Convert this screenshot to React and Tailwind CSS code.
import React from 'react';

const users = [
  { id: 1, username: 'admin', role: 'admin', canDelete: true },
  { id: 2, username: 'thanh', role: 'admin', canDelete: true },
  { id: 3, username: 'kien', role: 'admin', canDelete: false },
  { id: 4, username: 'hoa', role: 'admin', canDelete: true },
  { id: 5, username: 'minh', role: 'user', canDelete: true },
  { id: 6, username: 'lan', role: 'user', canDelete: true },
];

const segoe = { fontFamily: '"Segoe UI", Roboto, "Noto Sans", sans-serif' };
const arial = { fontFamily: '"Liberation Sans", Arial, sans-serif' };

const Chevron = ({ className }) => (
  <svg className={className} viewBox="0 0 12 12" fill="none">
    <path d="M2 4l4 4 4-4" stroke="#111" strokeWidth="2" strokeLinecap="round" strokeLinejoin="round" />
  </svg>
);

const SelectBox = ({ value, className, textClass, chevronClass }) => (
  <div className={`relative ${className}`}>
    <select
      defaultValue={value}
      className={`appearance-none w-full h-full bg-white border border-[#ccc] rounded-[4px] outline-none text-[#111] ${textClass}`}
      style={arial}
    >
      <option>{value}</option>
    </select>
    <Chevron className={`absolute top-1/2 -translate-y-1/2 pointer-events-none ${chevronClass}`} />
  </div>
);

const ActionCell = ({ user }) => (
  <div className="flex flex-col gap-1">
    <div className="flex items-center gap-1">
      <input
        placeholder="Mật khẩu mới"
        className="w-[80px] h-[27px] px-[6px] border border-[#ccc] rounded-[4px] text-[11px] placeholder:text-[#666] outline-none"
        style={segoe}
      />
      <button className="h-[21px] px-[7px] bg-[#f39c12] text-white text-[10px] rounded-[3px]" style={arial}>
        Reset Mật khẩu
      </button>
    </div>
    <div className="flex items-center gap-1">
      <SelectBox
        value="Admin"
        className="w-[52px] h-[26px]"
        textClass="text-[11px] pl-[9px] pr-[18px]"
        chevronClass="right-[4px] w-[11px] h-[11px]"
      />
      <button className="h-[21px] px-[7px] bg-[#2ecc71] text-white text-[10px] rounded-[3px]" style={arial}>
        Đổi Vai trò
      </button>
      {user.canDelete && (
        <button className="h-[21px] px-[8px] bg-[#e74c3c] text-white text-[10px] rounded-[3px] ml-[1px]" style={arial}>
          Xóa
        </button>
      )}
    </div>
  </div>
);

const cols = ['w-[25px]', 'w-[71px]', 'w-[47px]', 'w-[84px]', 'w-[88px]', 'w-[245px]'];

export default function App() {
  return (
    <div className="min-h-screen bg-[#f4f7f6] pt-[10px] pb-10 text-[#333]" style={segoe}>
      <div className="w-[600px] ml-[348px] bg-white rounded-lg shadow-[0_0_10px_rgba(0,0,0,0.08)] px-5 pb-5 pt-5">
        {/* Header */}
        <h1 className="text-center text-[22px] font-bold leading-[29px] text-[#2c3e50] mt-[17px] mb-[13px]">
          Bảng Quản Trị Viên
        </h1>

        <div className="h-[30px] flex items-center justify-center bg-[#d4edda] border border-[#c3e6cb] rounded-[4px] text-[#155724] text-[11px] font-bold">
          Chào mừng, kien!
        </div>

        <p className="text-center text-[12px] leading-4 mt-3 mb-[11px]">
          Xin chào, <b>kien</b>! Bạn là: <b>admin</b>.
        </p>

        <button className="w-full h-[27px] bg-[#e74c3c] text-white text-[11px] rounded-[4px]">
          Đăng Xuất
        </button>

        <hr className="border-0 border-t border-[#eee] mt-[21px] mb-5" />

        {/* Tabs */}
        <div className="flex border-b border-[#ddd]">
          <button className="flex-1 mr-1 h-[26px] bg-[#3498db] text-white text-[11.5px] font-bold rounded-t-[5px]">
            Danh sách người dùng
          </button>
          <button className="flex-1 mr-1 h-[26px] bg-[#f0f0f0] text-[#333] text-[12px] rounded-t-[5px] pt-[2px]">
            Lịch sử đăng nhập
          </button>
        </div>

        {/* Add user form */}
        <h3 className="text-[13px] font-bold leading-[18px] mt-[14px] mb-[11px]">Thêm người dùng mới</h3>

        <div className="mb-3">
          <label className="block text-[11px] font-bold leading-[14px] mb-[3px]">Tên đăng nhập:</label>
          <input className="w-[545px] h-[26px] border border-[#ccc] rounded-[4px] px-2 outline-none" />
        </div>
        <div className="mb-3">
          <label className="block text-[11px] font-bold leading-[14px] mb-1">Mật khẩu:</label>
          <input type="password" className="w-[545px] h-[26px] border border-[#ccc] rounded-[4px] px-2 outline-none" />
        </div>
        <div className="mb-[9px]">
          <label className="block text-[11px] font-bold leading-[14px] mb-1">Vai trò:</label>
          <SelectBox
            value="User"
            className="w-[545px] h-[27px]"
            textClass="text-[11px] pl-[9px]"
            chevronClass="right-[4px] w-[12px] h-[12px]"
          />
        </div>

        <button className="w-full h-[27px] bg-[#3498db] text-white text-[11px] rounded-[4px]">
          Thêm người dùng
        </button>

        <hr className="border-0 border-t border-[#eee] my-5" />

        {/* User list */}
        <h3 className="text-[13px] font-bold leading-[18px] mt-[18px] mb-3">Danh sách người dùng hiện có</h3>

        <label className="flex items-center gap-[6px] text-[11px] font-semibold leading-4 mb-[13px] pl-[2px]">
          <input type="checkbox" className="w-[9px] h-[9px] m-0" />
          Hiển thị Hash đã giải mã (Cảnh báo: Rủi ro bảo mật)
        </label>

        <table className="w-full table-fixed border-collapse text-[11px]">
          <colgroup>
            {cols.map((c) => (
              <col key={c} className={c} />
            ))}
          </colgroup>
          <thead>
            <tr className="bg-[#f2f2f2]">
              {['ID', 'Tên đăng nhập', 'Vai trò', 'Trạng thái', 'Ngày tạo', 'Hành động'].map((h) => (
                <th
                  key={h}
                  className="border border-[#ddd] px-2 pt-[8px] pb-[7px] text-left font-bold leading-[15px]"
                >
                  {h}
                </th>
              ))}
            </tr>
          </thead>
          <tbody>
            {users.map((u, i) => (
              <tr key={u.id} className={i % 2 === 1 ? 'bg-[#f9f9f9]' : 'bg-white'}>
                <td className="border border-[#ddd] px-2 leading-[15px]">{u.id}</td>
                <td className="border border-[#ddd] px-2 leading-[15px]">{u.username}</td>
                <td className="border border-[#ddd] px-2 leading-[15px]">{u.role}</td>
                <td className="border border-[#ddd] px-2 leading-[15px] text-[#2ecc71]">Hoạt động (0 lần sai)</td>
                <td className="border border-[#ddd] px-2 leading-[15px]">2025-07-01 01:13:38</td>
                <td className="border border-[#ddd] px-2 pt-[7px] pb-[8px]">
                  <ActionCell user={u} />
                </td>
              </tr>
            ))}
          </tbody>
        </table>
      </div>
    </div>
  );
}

> **SHORT TASK**
Copy out all lines that carry the word "React".

> **EXERCISE RESULT**
Convert this screenshot to React and Tailwind CSS code.
import React from 'react';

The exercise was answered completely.